I must admit, I have been wanting to take a mind reading class but just can't seem to find one. And I've often wondered if learning is by osmosis LOL

Even Paul said that they could ask questions.. but just do it at home. But like you said, what if the husbands don't know the answers. Should both husband and wife just wallow in their ignorance or go ask someone a question?

Oddly enough, sometimes learning is like a maze. You may find some brick wall people before you find those who will help you and sincerely answer your questions.

Discernment is great but it doesn't answer all questions.

I know it sounds like I'm rambling but I've sat in many bible studies where people just sat back and listened to everything being said and didn't ask one question...but afterwards in the side conversations you would hear them saying they didnt understand something. I shake my head because the waters were being stirred in Bible Study ESPECIALLY when the teachers say "feel free to ask a question".

I was in a class when again the teacher mentioned the Queen of Heaven. I looked around and saw frowns on people's faces girl, I just had to raise my hand and ask... "who is the Queen of Heaven"? My teacher just said do a bible study on it. Then she looked around and realized others had the same question but wouldnt ask it and then she gave us more info and then encouraged us to do a personal bible study on it.

A good teacher won't just give you the answer, they may sit back and wait for you to ask a question KNOWING you don't understand something they just said.

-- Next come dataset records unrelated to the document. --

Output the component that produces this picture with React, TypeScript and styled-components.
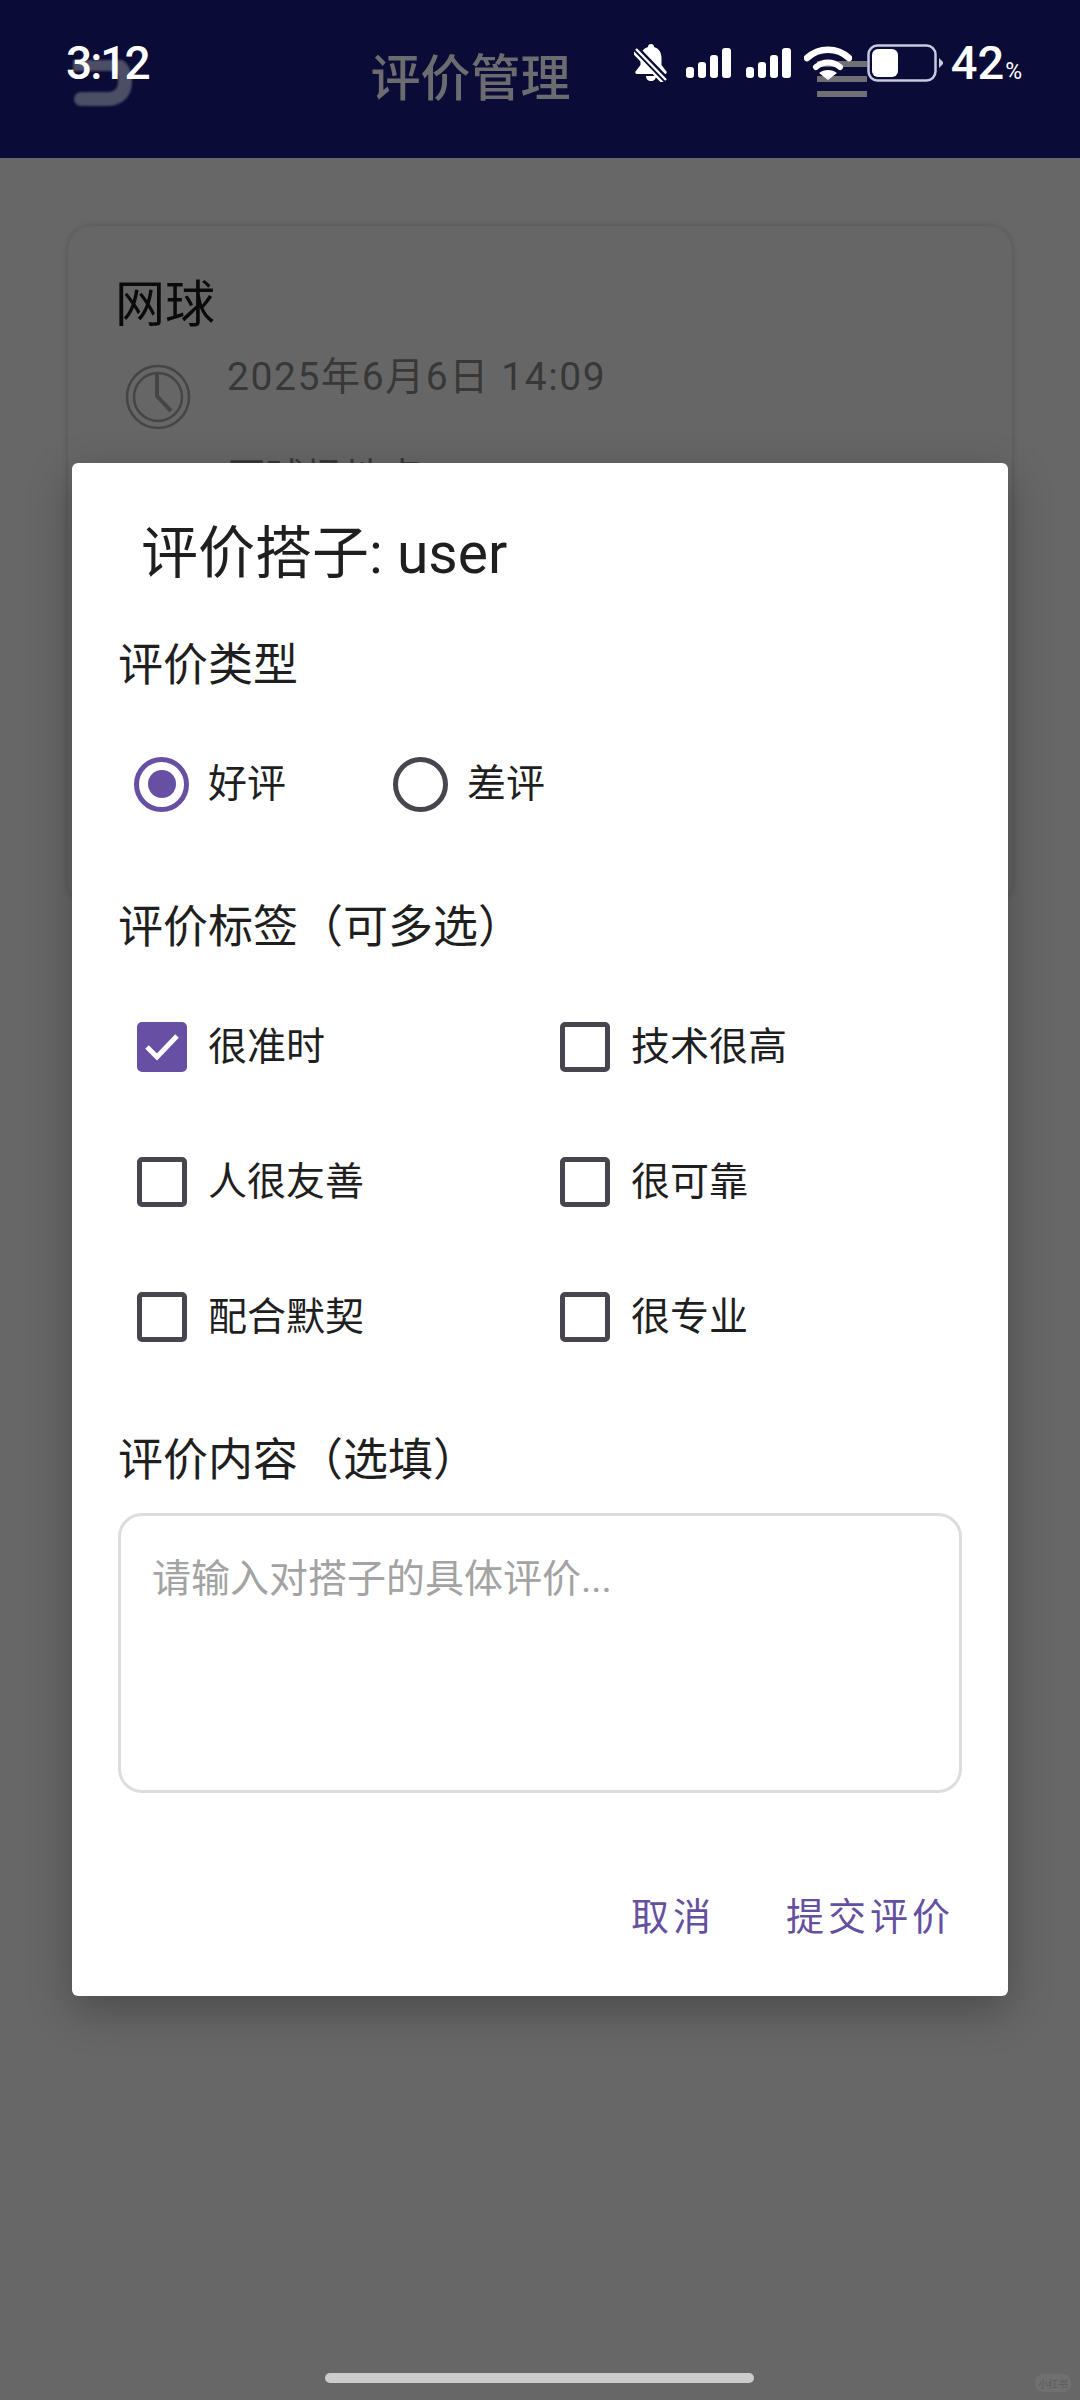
import styled, { createGlobalStyle } from 'styled-components';

const GlobalStyle = createGlobalStyle`
  html, body {
    margin: 0;
    padding: 0;
    background: #676767;
  }
  * {
    box-sizing: border-box;
  }
`;

const Page = styled.div`
  position: relative;
  width: 1080px;
  height: 2400px;
  overflow: hidden;
  background: #676767;
  font-family: Roboto, "Noto Sans CJK SC", sans-serif;
  color: #1f1f1f;
`;

const Header = styled.header`
  height: 158px;
  display: flex;
  align-items: center;
  justify-content: space-between;
  padding: 0 213px 0 73px;
  background: #0a0b36;
`;

const BackMark = styled.svg`
  width: 60px;
  height: 48px;
  margin-top: 10px;
  filter: blur(1px);
`;

const HeaderTitle = styled.h1`
  margin: 0 9px 0 0;
  font-size: 50px;
  font-weight: 500;
  line-height: 60px;
  color: #6c6c70;
`;

const MenuBars = styled.div`
  width: 50px;
  display: flex;
  flex-direction: column;
  gap: 9px;
`;

const MenuBar = styled.span`
  height: 6px;
  background: #6f6f75;
`;

const StatusBar = styled.div`
  position: absolute;
  top: 0;
  left: 0;
  right: 0;
  height: 126px;
  display: flex;
  align-items: center;
  justify-content: space-between;
  padding: 0 58px 0 66px;
  color: #fff;
`;

const Time = styled.span`
  font-size: 46px;
  font-weight: 500;
  letter-spacing: -2px;
`;

const StatusIcons = styled.div`
  display: flex;
  align-items: center;
`;

const Percent = styled.span`
  margin: 8px 0 0 8px;
  font-size: 47px;
  font-weight: 500;
  line-height: 46px;
`;

const PercentSign = styled.span`
  margin-left: 1px;
  font-size: 23px;
  font-weight: 400;
`;

const Body = styled.main`
  padding: 68px 68px 0;
`;

const Card = styled.section`
  height: 679px;
  padding: 49px 47px 0;
  border-radius: 24px;
  background: #666;
  box-shadow: 0 0 6px rgba(0, 0, 0, 0.18);
`;

const CardTitle = styled.h2`
  margin: 0;
  font-size: 50px;
  font-weight: 400;
  line-height: 60px;
  color: #0a0a0a;
`;

const CardRow = styled.div`
  display: flex;
  align-items: flex-start;
  margin-top: 14px;
`;

const ClockIcon = styled.svg`
  width: 66px;
  height: 66px;
  margin: 15px 0 0 10px;
  flex-shrink: 0;
`;

const CardText = styled.span`
  margin-left: 36px;
  font-size: 39px;
  line-height: 56px;
  letter-spacing: 1.6px;
  color: #383838;
`;

const CardPlace = styled.div`
  margin: 20px 0 0 112px;
  font-size: 39px;
  line-height: 56px;
  color: #383838;
`;

const Dialog = styled.div`
  position: absolute;
  top: 463px;
  left: 72px;
  width: 936px;
  height: 1533px;
  padding: 61px 46px 54px;
  border-radius: 6px;
  background: #fff;
  box-shadow: 0 14px 44px rgba(0, 0, 0, 0.28);
`;

const DialogTitle = styled.h2`
  margin: 0 0 0 23px;
  font-size: 57px;
  font-weight: 400;
  line-height: 60px;
  color: #1f1f1f;
`;

const SectionLabel = styled.div<{ $top: number }>`
  margin-top: ${(p) => p.$top}px;
  font-size: 45px;
  line-height: 50px;
  color: #1f1f1f;
`;

const RadioGroup = styled.div`
  display: flex;
  gap: 107px;
  margin-top: 65px;
  padding-left: 16px;
`;

const Option = styled.label`
  display: flex;
  align-items: center;
  font-size: 39px;
  line-height: 56px;
  color: #1f1f1f;
`;

const RadioMark = styled.span<{ $on?: boolean }>`
  width: 55px;
  height: 55px;
  margin-right: 19px;
  display: flex;
  align-items: center;
  justify-content: center;
  border-radius: 50%;
  border: 5px solid ${(p) => (p.$on ? '#6750a4' : '#49454f')};

  &::after {
    content: '';
    display: ${(p) => (p.$on ? 'block' : 'none')};
    width: 28px;
    height: 28px;
    border-radius: 50%;
    background: #6750a4;
  }
`;

const TagGrid = styled.div`
  display: grid;
  grid-template-columns: 423px 1fr;
  row-gap: 85px;
  margin-top: 69px;
  padding-left: 19px;
`;

const TagOption = styled(Option)`
  line-height: 50px;
`;

const CheckMark = styled.span<{ $on?: boolean }>`
  width: 50px;
  height: 50px;
  margin-right: 21px;
  display: flex;
  align-items: center;
  justify-content: center;
  border-radius: 5px;
  border: 5px solid ${(p) => (p.$on ? '#6750a4' : '#49454f')};
  background: ${(p) => (p.$on ? '#6750a4' : 'transparent')};
`;

const CommentBox = styled.textarea`
  display: block;
  width: 100%;
  height: 280px;
  margin-top: 27px;
  padding: 38px 31px;
  border: 3px solid #ddd;
  border-radius: 24px;
  outline: none;
  resize: none;
  background: #fff;
  font-family: inherit;
  font-size: 39px;
  line-height: 50px;

  &::placeholder {
    color: #a3a3a3;
    opacity: 1;
  }
`;

const Actions = styled.div`
  display: flex;
  justify-content: flex-end;
  gap: 71px;
  margin-top: 99px;
  padding-right: 8px;
`;

const ActionButton = styled.button`
  padding: 0;
  border: none;
  background: none;
  font-family: inherit;
  font-size: 38px;
  line-height: 50px;
  letter-spacing: 4px;
  color: #65509f;
`;

const HomeBar = styled.div`
  position: absolute;
  left: 325px;
  top: 2373px;
  width: 429px;
  height: 10px;
  border-radius: 5px;
  background: #ccc;
`;

const Watermark = styled.div`
  position: absolute;
  left: 1035px;
  top: 2374px;
  width: 36px;
  height: 18px;
  display: flex;
  align-items: center;
  justify-content: center;
  border-radius: 8px;
  background: #707070;
  font-size: 10px;
  color: #5c5c5c;
`;

const tags = [
  { label: '很准时', on: true },
  { label: '技术很高' },
  { label: '人很友善' },
  { label: '很可靠' },
  { label: '配合默契' },
  { label: '很专业' },
];

const SignalIcon = ({ style }: { style?: React.CSSProperties }) => (
  <svg width="45" height="30" viewBox="0 0 45 30" style={style}>
    <rect x="0" y="19" width="8" height="11" rx="3" fill="#fff" />
    <rect x="12" y="14" width="8" height="16" rx="3" fill="#fff" />
    <rect x="24" y="7" width="8" height="23" rx="3" fill="#fff" />
    <rect x="36" y="0" width="9" height="30" rx="3" fill="#fff" />
  </svg>
);

const BellOffIcon = () => (
  <svg width="34" height="38" viewBox="0 0 34 38">
    <path
      d="M17 0c2 0 3 1.2 3 3 5 1.500 7.500 5.500 7.500 11v7l5 6.500c.6 1 0 2.500-1.500 2.500H3c-1.500 0-2.100-1.500-1.500-2.500L6.500 21v-7C6.500 8.500 9 4.500 14 3c0-1.800 1-3 3-3z"
      fill="#fff"
    />
    <path d="M12 32h10c0 3-2 5-5 5s-5-2-5-5z" fill="#fff" />
    <path d="M1 4 31 35" stroke="#0a0b36" strokeWidth="7" />
    <path d="M2 5l30 31M-1 8l30 31" stroke="#fff" strokeWidth="2.400" />
  </svg>
);

const WifiIcon = () => (
  <svg width="48" height="34" viewBox="0 0 48 34" style={{ margin: '0 15px 0 13px' }}>
    <path d="M3 12C15 1 33 1 45 12" stroke="#fff" strokeWidth="6.500" fill="none" strokeLinecap="round" />
    <path d="M12 21c7-6 17-6 24 0" stroke="#fff" strokeWidth="6" fill="none" strokeLinecap="round" />
    <path d="M15 27c5-4 13-4 18 0l-9 7z" fill="#fff" />
  </svg>
);

const BatteryIcon = () => (
  <svg width="76" height="38" viewBox="0 0 76 38">
    <rect x="1.500" y="1.500" width="67" height="35" rx="9" fill="none" stroke="#c8cae0" strokeWidth="2.500" />
    <rect x="5" y="5" width="26" height="28" rx="6" fill="#fff" />
    <path d="M72 14l4 4v2l-4 4z" fill="#c8cae0" />
  </svg>
);

export default function App() {
  return (
    <Page lang="zh-CN">
      <GlobalStyle />
      <Header>
        <BackMark viewBox="0 0 60 48">
          <path
            d="M0 4H38C50 4 52 14 52 22C52 32 46 39 34 39H8"
            fill="none"
            stroke="#4c4e66"
            strokeWidth="14"
            strokeLinecap="round"
          />
        </BackMark>
        <HeaderTitle>评价管理</HeaderTitle>
        <MenuBars>
          <MenuBar />
          <MenuBar />
          <MenuBar />
        </MenuBars>
      </Header>

      <Body>
        <Card>
          <CardTitle>网球</CardTitle>
          <CardRow>
            <ClockIcon viewBox="0 0 66 66" fill="none" stroke="#454545">
              <circle cx="33" cy="33" r="31" strokeWidth="2.500" />
              <circle cx="33" cy="33" r="24" strokeWidth="2.500" />
              <path d="M32 10V32L46 47" strokeWidth="4" />
            </ClockIcon>
            <CardText>2025年6月6日 14:09</CardText>
          </CardRow>
          <CardPlace>网球场地点</CardPlace>
        </Card>
      </Body>

      <Dialog>
        <DialogTitle>评价搭子: user</DialogTitle>

        <SectionLabel $top={57}>评价类型</SectionLabel>
        <RadioGroup>
          <Option>
            <RadioMark $on />
            好评
          </Option>
          <Option>
            <RadioMark />
            差评
          </Option>
        </RadioGroup>

        <SectionLabel $top={91}>评价标签（可多选）</SectionLabel>
        <TagGrid>
          {tags.map((tag) => (
            <TagOption key={tag.label}>
              <CheckMark $on={tag.on}>
                {tag.on && (
                  <svg width="36" height="30" viewBox="0 0 36 30">
                    <path d="M3 15l10 10L33 4" fill="none" stroke="#fff" strokeWidth="5" />
                  </svg>
                )}
              </CheckMark>
              {tag.label}
            </TagOption>
          ))}
        </TagGrid>

        <SectionLabel $top={94}>评价内容（选填）</SectionLabel>
        <CommentBox placeholder="请输入对搭子的具体评价..." />

        <Actions>
          <ActionButton>取消</ActionButton>
          <ActionButton>提交评价</ActionButton>
        </Actions>
      </Dialog>

      <StatusBar>
        <Time>3:12</Time>
        <StatusIcons>
          <BellOffIcon />
          <SignalIcon style={{ marginLeft: 18 }} />
          <SignalIcon style={{ marginLeft: 15 }} />
          <WifiIcon />
          <BatteryIcon />
          <Percent>
            42<PercentSign>%</PercentSign>
          </Percent>
        </StatusIcons>
      </StatusBar>

      <HomeBar />
      <Watermark>小红书</Watermark>
    </Page>
  );
}
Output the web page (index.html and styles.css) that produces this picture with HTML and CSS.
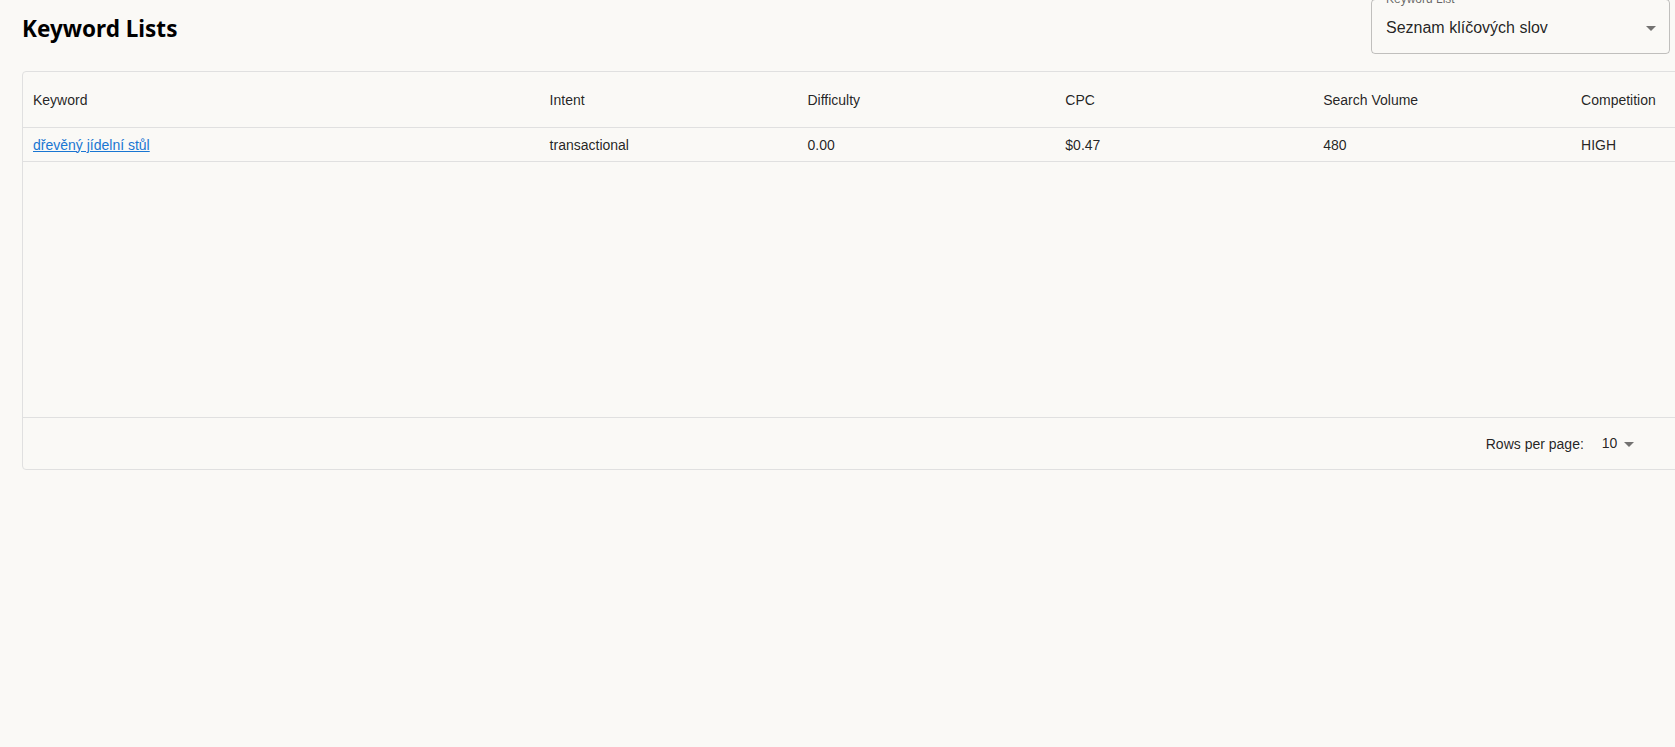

Jesus did this with the disciples when He would explain the parables to them AFTER they asked a question about it. They could have just nodded and kept walking after Jesus recited a parable but they asked questions. As a matter of fact, they questioned Jesus a lot about things they didnt understand.

Sometimes questions aren't the fruit of a nagging person but the fruit of a THIRSTY person or a detailed oriented person!
In that case, I should be a female! I'm HIGHLY detailed with my questions and comments. It is my understanding that if I lack detail, I lack understanding and the full scope of the matter. When I was a gang-member/leader, I paid close attention to detail and asked alot of questions because the answer I didn't receive could have cost me or a friend my life.I went to trial and was convicted and sentenced to 3 1/2 yrs in prison. During that year of fighting my case, I became the most detailed person I know!! They pick and pry at the simplest of details from the significant, to "what did you eat for breakfast that day?" They asked me details about issues that had absolutely NOTHING to do with the issue. In the end, I learned that if one single piece out of the puzzle is missing, its an incomplete picture, even if you already know what the picture is supposed to look like.

Why is a powerful question, because it takes you past the surface and brings you to the core.
LOL Trevor is in touch with his "why" side
At work a major requirement for my job is to be detailed oriented. I proof the worship guide I proof the worship screens I have to be sure every "jot and tittle" is in place per se. I guess if I were to pick a job from the OT I would want to be a Scribe. (Albeit I would have to become a man to do it. LOL)

Give me details down to correct grammar and punctuation. I have to realy watch myself bcuz I will automatically start correcting folk in regular converstion forgetting I'm not at work. And then posting info online from my phone and not be able to correct spelling or punctuation errors drives me nuts!

So Trev, is your fiancee' detail oriented "why woman"???
and other times one can remain in ..bliss (smile/wink)




LOL, LOL, LOL . . . .I needed this chuckle. Thanks for sharing the Lockhorns.
No, she isn't. She's like the "guy". She's not a very detailed person, especially in conversation, at least, in comparison to me.